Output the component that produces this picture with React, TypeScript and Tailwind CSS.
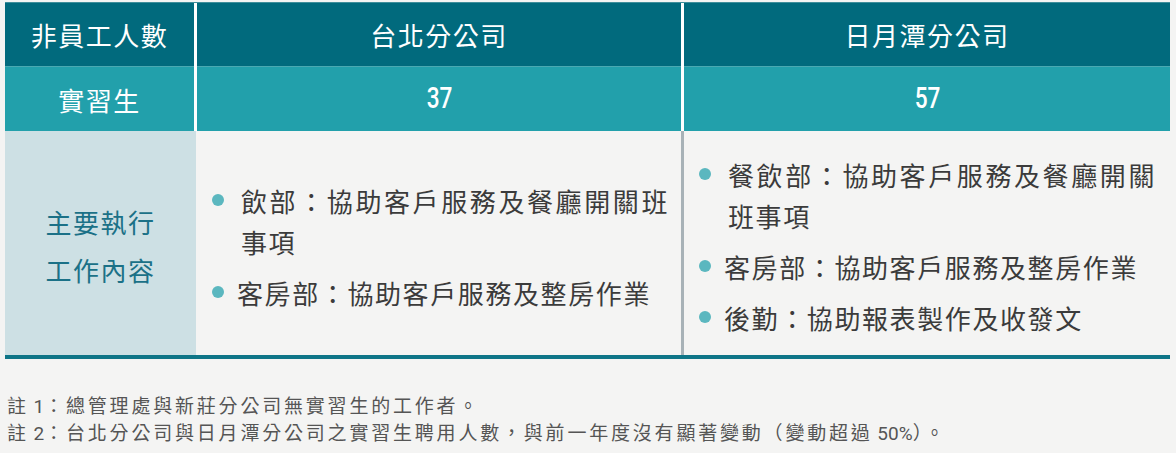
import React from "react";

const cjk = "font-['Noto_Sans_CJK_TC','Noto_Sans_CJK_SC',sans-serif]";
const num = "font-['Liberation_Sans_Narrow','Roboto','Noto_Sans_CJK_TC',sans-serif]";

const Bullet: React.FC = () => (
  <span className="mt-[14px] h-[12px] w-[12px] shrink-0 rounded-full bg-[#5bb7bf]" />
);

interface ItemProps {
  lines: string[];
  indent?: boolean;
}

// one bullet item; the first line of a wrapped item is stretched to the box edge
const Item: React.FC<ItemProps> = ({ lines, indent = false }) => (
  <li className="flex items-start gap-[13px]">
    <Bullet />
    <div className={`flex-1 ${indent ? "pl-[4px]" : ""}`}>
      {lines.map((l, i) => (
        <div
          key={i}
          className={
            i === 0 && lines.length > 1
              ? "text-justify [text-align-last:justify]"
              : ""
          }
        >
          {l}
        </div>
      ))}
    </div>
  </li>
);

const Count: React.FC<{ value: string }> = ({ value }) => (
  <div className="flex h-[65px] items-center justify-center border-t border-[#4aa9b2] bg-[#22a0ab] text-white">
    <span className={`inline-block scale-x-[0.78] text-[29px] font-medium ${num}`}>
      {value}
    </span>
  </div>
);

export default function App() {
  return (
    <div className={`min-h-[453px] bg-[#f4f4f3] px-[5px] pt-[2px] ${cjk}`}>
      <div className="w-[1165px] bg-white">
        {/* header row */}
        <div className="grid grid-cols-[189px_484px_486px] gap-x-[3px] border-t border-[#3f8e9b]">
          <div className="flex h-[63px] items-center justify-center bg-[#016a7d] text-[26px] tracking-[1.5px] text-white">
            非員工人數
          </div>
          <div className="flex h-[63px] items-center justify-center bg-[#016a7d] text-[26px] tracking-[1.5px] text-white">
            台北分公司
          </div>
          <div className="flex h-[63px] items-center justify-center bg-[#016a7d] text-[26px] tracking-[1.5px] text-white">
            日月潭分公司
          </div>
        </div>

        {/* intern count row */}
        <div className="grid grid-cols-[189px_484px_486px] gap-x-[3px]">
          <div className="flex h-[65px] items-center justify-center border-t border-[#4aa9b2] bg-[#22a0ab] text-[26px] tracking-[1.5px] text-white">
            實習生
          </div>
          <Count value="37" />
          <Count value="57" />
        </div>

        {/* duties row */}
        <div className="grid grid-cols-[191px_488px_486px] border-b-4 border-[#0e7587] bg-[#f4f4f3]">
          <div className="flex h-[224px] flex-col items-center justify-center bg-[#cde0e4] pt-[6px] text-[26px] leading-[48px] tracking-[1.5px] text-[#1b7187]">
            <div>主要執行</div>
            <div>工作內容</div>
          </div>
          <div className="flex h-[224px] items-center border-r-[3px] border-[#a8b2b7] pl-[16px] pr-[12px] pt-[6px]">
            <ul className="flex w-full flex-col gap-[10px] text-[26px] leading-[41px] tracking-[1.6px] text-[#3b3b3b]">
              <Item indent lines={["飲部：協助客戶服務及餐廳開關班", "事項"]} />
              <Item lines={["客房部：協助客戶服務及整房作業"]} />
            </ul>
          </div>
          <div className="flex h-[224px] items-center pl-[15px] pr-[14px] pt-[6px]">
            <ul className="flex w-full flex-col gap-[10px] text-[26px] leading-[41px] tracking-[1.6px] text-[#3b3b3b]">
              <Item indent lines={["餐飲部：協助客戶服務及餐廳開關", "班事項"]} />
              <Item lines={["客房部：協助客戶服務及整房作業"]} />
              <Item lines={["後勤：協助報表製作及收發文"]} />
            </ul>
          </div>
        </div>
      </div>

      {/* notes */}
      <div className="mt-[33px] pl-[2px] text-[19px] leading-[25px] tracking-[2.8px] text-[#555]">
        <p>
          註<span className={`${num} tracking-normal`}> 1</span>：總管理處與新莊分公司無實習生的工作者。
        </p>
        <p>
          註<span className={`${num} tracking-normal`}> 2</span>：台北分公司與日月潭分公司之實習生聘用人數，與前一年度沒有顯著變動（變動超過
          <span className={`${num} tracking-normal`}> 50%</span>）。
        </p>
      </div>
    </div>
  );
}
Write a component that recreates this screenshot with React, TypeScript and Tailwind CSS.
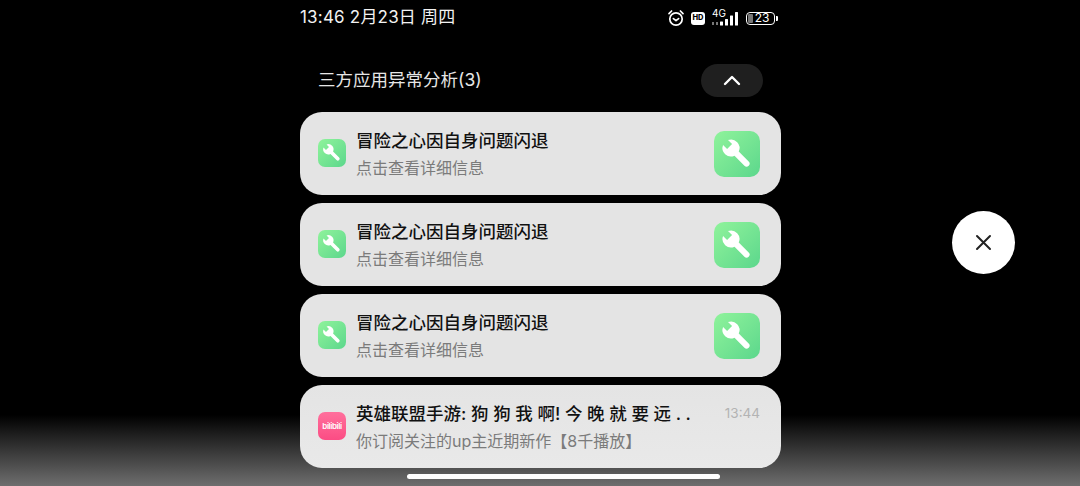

__Written exercise__. Repeat the listing in full and exactly. Do not include any images.

__Response to this exercise__.
Output the component that produces this picture with React, TypeScript and Tailwind CSS.
import React from "react";

const cjk = "font-['Noto_Sans_CJK_TC','Noto_Sans_CJK_SC',sans-serif]";
const num = "font-['Liberation_Sans_Narrow','Roboto','Noto_Sans_CJK_TC',sans-serif]";

const Bullet: React.FC = () => (
  <span className="mt-[14px] h-[12px] w-[12px] shrink-0 rounded-full bg-[#5bb7bf]" />
);

interface ItemProps {
  lines: string[];
  indent?: boolean;
}

// one bullet item; the first line of a wrapped item is stretched to the box edge
const Item: React.FC<ItemProps> = ({ lines, indent = false }) => (
  <li className="flex items-start gap-[13px]">
    <Bullet />
    <div className={`flex-1 ${indent ? "pl-[4px]" : ""}`}>
      {lines.map((l, i) => (
        <div
          key={i}
          className={
            i === 0 && lines.length > 1
              ? "text-justify [text-align-last:justify]"
              : ""
          }
        >
          {l}
        </div>
      ))}
    </div>
  </li>
);

const Count: React.FC<{ value: string }> = ({ value }) => (
  <div className="flex h-[65px] items-center justify-center border-t border-[#4aa9b2] bg-[#22a0ab] text-white">
    <span className={`inline-block scale-x-[0.78] text-[29px] font-medium ${num}`}>
      {value}
    </span>
  </div>
);

export default function App() {
  return (
    <div className={`min-h-[453px] bg-[#f4f4f3] px-[5px] pt-[2px] ${cjk}`}>
      <div className="w-[1165px] bg-white">
        {/* header row */}
        <div className="grid grid-cols-[189px_484px_486px] gap-x-[3px] border-t border-[#3f8e9b]">
          <div className="flex h-[63px] items-center justify-center bg-[#016a7d] text-[26px] tracking-[1.5px] text-white">
            非員工人數
          </div>
          <div className="flex h-[63px] items-center justify-center bg-[#016a7d] text-[26px] tracking-[1.5px] text-white">
            台北分公司
          </div>
          <div className="flex h-[63px] items-center justify-center bg-[#016a7d] text-[26px] tracking-[1.5px] text-white">
            日月潭分公司
          </div>
        </div>

        {/* intern count row */}
        <div className="grid grid-cols-[189px_484px_486px] gap-x-[3px]">
          <div className="flex h-[65px] items-center justify-center border-t border-[#4aa9b2] bg-[#22a0ab] text-[26px] tracking-[1.5px] text-white">
            實習生
          </div>
          <Count value="37" />
          <Count value="57" />
        </div>

        {/* duties row */}
        <div className="grid grid-cols-[191px_488px_486px] border-b-4 border-[#0e7587] bg-[#f4f4f3]">
          <div className="flex h-[224px] flex-col items-center justify-center bg-[#cde0e4] pt-[6px] text-[26px] leading-[48px] tracking-[1.5px] text-[#1b7187]">
            <div>主要執行</div>
            <div>工作內容</div>
          </div>
          <div className="flex h-[224px] items-center border-r-[3px] border-[#a8b2b7] pl-[16px] pr-[12px] pt-[6px]">
            <ul className="flex w-full flex-col gap-[10px] text-[26px] leading-[41px] tracking-[1.6px] text-[#3b3b3b]">
              <Item indent lines={["飲部：協助客戶服務及餐廳開關班", "事項"]} />
              <Item lines={["客房部：協助客戶服務及整房作業"]} />
            </ul>
          </div>
          <div className="flex h-[224px] items-center pl-[15px] pr-[14px] pt-[6px]">
            <ul className="flex w-full flex-col gap-[10px] text-[26px] leading-[41px] tracking-[1.6px] text-[#3b3b3b]">
              <Item indent lines={["餐飲部：協助客戶服務及餐廳開關", "班事項"]} />
              <Item lines={["客房部：協助客戶服務及整房作業"]} />
              <Item lines={["後勤：協助報表製作及收發文"]} />
            </ul>
          </div>
        </div>
      </div>

      {/* notes */}
      <div className="mt-[33px] pl-[2px] text-[19px] leading-[25px] tracking-[2.8px] text-[#555]">
        <p>
          註<span className={`${num} tracking-normal`}> 1</span>：總管理處與新莊分公司無實習生的工作者。
        </p>
        <p>
          註<span className={`${num} tracking-normal`}> 2</span>：台北分公司與日月潭分公司之實習生聘用人數，與前一年度沒有顯著變動（變動超過
          <span className={`${num} tracking-normal`}> 50%</span>）。
        </p>
      </div>
    </div>
  );
}
Write a component that recreates this screenshot with React, TypeScript and Tailwind CSS.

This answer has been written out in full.